Electrical, optical, and mechanical percolations of multi-walled carbon nanotube and carbon mesoporous-doped polystyrene composites

Abstract

In this study, we have investigated and compared electrical, optical, and mechanical properties of polystyrene thin films with added multi-walled carbon nanotube and carbon mesoporous. Surface conductivity (sigma), scattered light intensity (I-sc), and all the mechanical parameters of these composites have increased with increasing the content of carbon filler (multi-walled carbon nanotube or carbon mesoporous) in the polystyrene composites. This behavior in electrical, mechanical, and optical properties of the polystyrene/carbon fiber composites has been explained by classical and site percolation theory, respectively.
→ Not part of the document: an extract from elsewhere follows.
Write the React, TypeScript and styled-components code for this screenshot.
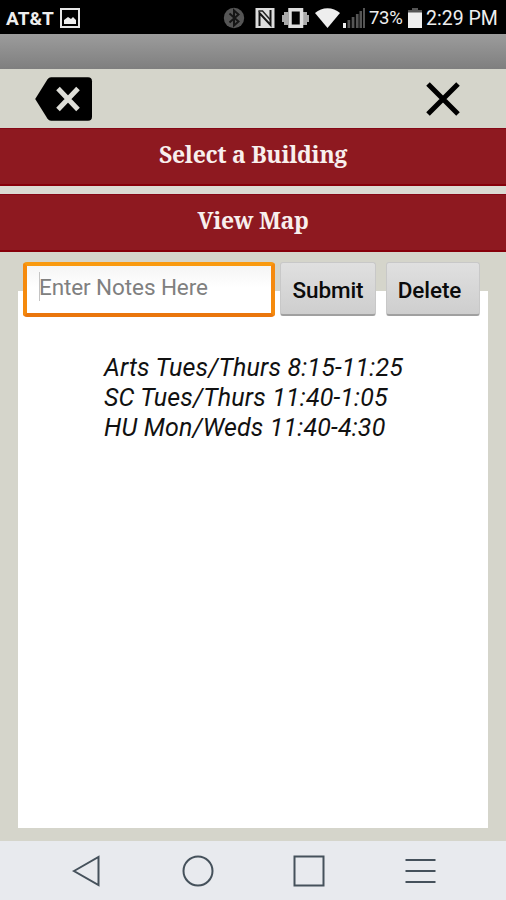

The electrical percolation thresholds (R-sigma) were determined to be 8.0 wt% for polystyrene/multi-walled carbon nanotube and 25.0 wt% for polystyrene/carbon mesoporous composites. The optical percolation thresholds were found to be R-op = 0.8 wt.% for polystyrene/multi-walled carbon nanotube and R-op = 3.0 wt.% for polystyrene/carbon mesoporous composites. For the polystyrene/carbon mesoporous composite system, it was determined that the mechanical percolation threshold occurred at lower R values than the polystyrene/multi-walled carbon nanotube composite system. The electrical (beta(sigma)), optical (beta(op)), and mechanical (beta(m)) critical exponents have been calculated for both of the polystyrene/carbon fiber composites and obtained as compatible with used percolation theory.